● **Your objective**
Which lines hold the word "styles"? Copy each of them from the material.

(Records from a collection)
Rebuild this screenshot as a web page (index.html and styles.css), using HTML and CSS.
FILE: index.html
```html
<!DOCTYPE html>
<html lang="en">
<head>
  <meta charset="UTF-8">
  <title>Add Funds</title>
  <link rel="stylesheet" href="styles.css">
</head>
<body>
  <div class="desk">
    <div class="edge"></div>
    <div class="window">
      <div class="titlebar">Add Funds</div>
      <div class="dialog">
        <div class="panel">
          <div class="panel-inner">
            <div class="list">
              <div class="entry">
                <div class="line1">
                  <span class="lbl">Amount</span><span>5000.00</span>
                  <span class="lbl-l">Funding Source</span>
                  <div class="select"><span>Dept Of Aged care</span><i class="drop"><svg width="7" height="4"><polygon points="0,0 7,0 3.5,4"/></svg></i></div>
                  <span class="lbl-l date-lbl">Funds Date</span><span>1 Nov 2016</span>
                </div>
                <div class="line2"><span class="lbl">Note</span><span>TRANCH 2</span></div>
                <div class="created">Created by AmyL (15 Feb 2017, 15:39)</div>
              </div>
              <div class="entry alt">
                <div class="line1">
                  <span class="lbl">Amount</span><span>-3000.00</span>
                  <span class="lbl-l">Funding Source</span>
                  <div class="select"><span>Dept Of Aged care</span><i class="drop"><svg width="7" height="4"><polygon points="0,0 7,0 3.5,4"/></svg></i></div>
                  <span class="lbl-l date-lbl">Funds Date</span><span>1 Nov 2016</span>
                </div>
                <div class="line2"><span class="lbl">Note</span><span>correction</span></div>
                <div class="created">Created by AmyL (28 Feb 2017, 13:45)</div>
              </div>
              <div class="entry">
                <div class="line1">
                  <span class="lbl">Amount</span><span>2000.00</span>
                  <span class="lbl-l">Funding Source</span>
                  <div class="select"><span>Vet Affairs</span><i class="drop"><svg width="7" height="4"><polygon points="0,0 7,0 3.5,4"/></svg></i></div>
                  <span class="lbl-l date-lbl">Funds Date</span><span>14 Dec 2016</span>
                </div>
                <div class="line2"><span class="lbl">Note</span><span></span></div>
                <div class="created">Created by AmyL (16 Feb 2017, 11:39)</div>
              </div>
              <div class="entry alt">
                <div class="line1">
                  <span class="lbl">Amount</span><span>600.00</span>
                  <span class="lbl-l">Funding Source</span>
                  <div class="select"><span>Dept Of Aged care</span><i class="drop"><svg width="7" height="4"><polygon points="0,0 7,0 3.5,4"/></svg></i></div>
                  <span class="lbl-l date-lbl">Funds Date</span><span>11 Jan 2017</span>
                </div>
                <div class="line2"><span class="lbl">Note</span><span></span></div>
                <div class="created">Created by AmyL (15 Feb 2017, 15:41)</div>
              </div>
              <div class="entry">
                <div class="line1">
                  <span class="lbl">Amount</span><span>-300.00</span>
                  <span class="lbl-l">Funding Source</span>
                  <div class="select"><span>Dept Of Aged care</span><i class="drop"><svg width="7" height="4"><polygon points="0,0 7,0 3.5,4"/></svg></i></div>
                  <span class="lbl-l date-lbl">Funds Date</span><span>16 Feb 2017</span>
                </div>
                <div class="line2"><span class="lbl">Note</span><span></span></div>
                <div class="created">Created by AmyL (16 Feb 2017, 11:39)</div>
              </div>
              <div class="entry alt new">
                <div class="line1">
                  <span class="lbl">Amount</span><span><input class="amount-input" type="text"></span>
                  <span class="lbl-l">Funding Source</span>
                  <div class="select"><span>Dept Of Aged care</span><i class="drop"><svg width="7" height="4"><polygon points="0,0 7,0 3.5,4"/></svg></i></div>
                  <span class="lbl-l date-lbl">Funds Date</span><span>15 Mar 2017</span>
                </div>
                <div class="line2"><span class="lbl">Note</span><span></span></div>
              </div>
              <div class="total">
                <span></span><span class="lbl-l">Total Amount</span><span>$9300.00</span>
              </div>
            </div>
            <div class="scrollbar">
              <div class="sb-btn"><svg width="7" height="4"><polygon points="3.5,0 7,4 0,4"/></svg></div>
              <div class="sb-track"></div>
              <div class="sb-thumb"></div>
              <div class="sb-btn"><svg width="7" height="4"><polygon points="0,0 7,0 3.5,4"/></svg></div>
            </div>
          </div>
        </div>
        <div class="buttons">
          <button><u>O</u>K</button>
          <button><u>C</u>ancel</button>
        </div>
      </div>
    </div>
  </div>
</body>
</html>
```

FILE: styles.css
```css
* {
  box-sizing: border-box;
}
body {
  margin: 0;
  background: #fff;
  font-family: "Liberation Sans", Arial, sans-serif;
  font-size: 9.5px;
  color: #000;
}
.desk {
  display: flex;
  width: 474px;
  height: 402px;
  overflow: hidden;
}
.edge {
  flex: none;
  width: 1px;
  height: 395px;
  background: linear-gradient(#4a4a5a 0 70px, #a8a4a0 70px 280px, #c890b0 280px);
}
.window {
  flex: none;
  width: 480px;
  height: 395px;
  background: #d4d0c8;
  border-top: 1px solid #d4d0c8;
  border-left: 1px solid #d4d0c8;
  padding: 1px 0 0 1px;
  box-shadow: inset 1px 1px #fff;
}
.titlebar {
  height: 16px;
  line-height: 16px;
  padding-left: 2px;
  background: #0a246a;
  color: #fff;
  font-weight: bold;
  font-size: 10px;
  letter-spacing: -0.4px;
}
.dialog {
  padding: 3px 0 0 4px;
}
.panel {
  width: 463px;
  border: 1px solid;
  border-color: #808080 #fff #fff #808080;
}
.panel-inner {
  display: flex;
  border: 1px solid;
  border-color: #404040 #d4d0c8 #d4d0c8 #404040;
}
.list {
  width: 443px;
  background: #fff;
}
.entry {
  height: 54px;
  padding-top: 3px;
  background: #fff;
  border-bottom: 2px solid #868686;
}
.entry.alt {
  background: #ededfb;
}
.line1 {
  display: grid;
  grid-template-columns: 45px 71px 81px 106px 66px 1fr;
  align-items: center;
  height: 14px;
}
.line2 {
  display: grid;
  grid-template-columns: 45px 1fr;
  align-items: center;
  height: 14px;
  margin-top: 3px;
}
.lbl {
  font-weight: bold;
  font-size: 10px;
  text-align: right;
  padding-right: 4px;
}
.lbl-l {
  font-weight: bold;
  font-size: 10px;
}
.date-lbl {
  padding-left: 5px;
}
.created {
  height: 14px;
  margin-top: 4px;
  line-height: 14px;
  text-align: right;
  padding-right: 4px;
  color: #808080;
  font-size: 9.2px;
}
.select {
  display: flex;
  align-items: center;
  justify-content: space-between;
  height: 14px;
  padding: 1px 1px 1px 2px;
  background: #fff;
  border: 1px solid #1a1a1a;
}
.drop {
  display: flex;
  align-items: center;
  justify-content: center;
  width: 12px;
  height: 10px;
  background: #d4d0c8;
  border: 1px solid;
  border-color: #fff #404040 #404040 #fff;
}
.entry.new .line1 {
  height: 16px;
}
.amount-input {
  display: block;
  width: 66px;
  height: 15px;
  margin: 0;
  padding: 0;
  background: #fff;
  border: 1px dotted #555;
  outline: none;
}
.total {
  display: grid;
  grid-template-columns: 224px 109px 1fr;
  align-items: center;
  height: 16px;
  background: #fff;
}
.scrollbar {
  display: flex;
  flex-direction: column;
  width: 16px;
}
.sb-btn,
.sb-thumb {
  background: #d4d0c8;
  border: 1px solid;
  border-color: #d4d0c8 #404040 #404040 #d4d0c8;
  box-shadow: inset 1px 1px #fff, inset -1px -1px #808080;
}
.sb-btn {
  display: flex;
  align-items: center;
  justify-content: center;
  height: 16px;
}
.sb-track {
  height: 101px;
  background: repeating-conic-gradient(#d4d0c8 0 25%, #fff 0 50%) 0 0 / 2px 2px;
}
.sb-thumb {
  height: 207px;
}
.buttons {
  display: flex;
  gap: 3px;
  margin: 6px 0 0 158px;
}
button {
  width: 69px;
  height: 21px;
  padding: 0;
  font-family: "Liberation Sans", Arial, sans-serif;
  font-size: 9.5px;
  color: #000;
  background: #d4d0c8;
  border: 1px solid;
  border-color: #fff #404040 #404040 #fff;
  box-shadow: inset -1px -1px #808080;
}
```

==

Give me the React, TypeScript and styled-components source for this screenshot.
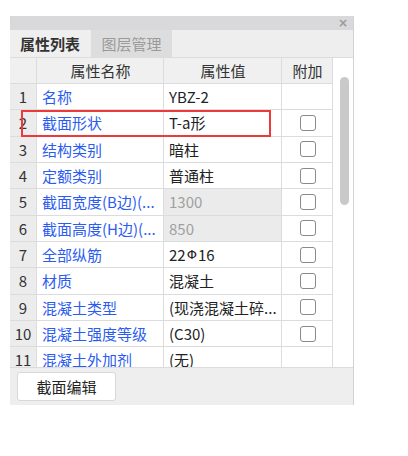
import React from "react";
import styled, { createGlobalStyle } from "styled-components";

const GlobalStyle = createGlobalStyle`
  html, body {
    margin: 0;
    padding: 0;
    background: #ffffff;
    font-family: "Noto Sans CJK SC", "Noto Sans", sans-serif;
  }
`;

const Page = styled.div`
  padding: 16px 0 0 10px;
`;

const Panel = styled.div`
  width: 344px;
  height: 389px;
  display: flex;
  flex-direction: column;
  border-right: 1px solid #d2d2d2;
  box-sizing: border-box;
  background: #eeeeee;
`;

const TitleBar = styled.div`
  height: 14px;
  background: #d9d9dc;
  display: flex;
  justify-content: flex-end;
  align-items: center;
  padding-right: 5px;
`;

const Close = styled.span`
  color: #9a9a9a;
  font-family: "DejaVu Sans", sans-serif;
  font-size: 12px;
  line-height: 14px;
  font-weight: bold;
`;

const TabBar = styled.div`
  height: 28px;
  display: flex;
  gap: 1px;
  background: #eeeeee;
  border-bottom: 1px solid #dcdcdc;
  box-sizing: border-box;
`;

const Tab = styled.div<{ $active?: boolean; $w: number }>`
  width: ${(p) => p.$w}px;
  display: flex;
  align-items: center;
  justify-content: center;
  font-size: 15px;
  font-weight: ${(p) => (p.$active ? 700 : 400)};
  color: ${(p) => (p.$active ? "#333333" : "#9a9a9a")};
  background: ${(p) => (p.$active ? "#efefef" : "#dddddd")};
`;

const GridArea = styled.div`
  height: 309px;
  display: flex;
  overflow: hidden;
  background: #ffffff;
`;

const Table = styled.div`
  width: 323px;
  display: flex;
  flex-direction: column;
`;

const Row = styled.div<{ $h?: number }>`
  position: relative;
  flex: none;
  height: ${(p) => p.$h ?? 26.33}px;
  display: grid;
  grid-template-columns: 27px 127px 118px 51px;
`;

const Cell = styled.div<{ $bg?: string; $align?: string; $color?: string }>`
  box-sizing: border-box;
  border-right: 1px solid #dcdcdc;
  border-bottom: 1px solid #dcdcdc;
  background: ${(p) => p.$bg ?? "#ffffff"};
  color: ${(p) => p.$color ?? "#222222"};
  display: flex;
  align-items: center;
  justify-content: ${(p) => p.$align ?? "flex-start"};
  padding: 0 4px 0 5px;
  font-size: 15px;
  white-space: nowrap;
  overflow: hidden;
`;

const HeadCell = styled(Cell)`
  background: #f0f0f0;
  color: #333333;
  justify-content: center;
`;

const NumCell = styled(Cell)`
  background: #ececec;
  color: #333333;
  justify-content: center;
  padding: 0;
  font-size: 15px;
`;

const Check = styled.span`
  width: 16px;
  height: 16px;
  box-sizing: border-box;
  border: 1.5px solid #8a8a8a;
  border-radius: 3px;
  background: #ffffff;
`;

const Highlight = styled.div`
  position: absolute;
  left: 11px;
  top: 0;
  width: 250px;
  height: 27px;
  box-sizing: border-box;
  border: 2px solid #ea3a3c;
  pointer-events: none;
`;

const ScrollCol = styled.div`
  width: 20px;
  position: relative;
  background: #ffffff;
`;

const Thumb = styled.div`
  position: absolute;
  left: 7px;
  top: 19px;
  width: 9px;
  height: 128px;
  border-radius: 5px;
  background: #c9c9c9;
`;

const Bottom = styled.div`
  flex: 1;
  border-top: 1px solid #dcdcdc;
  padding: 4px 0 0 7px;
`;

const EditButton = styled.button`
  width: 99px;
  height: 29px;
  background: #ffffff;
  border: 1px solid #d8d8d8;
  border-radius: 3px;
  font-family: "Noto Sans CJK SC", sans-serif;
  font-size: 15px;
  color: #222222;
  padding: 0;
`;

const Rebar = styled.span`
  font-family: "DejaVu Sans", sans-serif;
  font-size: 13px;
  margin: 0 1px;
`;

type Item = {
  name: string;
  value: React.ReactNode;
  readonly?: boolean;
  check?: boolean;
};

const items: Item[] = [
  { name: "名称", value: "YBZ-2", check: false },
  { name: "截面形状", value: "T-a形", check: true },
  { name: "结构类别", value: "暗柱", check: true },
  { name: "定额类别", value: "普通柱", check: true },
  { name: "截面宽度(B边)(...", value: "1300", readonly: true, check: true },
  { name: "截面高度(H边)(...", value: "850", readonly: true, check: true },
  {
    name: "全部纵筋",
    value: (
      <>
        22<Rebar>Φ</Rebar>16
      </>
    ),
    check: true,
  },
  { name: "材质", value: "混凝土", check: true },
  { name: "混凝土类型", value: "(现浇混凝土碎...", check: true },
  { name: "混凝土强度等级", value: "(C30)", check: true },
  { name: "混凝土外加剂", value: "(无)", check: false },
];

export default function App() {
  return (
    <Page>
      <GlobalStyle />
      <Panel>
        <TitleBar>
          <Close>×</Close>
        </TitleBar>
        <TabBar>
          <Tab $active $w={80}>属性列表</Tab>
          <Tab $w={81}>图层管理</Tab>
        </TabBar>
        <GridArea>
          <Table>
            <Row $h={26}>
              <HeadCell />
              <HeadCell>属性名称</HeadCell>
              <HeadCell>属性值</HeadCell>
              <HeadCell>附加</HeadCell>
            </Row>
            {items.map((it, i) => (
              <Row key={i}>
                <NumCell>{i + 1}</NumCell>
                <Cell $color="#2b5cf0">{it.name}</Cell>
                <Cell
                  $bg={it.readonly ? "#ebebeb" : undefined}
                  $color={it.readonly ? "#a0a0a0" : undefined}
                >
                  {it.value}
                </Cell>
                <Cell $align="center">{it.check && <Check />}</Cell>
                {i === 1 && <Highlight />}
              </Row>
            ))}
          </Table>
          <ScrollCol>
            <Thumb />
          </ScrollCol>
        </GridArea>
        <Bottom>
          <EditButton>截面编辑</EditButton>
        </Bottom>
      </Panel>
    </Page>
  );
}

● **Correct response**
Rebuild this screenshot as a web page (index.html and styles.css), using HTML and CSS.
  <link rel="stylesheet" href="styles.css">
FILE: styles.css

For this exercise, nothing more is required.